Abstract

We present the first continuous observations of the temporal evolution of oceanic crustal shear velocity beneath Axial Seamount, a submarine volcano on the Juan de Fuca Ridge (offshore northwestern North America). Weekly values of seafloor compliance, the periodic deformation of the seafloor under ocean waves, were estimated over the time period between December 2014 and May 2018 using data from two cabled broadband ocean-bottom seismometers with collocated absolute pressure sensors. We inverted these measurements for shear-wave velocity within the volcano beneath the two stations as a function of depth and time. Our results, combined with estimates of seismic compressional wave velocity, suggest that the shallow melt reservoir and the lower crust beneath the central caldera contain melt fractions of 14% and at least 4%, respectively.
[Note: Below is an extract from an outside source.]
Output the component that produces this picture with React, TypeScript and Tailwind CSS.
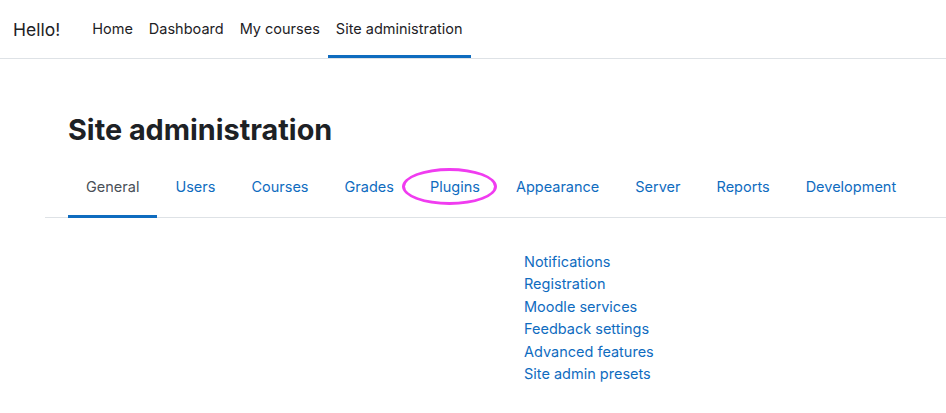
const navItems = ["Home", "Dashboard", "My courses", "Site administration"];
const tabs = ["General", "Users", "Courses", "Grades", "Plugins", "Appearance", "Server", "Reports", "Development"];
const links = [
  "Notifications",
  "Registration",
  "Moodle services",
  "Feedback settings",
  "Advanced features",
  "Site admin presets",
];

export default function App() {
  return (
    <div className="h-[413px] w-[946px] overflow-hidden bg-white text-[#1d2125] font-['Inter',sans-serif] text-[14.5px]">
      {/* Top navbar */}
      <nav className="flex h-[59px] items-stretch border-b border-[#dee2e6]">
        <div className="flex items-center pl-[13px] pr-[24px] pt-[3px] text-[17.5px]">Hello!</div>
        <ul className="flex items-stretch">
          {navItems.map((n, i) => (
            <li
              key={n}
              className={`flex items-center px-[8px] pt-[3px] border-b-[3px] ${
                i === 3 ? "border-[#0f6cbf]" : "border-transparent"
              }`}
            >
              {n}
            </li>
          ))}
        </ul>
      </nav>

      {/* Page */}
      <div className="pl-[45px]">
        <h1 className="pl-[23px] pt-[50px] text-[28.8px] font-bold leading-[42px]">Site administration</h1>

        <div className="mt-[9px] flex border-b border-[#dee2e6] pl-[23px]">
          {tabs.map((t, i) => (
            <div
              key={t}
              className={`relative px-[18px] pt-[16px] pb-[17px] leading-[22px] border-b-[3px] -mb-px ${
                i === 0 ? "border-[#0f6cbf] text-[#495057]" : "border-transparent text-[#0f6cbf]"
              }`}
            >
              {t}
              {t === "Plugins" && (
                <span className="pointer-events-none absolute left-[-10px] top-[8px] h-[37px] w-[95px] rounded-[50%] border-[3px] border-[#f03cf0]" />
              )}
            </div>
          ))}
        </div>

        <ul className="pl-[479px] pt-[33px] leading-[22.4px] text-[#0f6cbf]">
          {links.map((l) => (
            <li key={l}>{l}</li>
          ))}
        </ul>
      </div>
    </div>
  );
}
The eruption of April 2015 induced a dramatic drop in shear velocities beneath the central station, primarily in the lower crust, which could have been caused by an increase in melt fraction, a change in small-scale melt geometry, or both. The absence of such a change beneath the eastern flank of the caldera indicates that there is a lower-crustal conduit beneath the caldera center, which is much narrower in cross section (<1 km2) than the overlying melt reservoir (≥42 km2). Our study demonstrates the promise of using continuous data to understand submarine volcanism and crustal accretionary processes.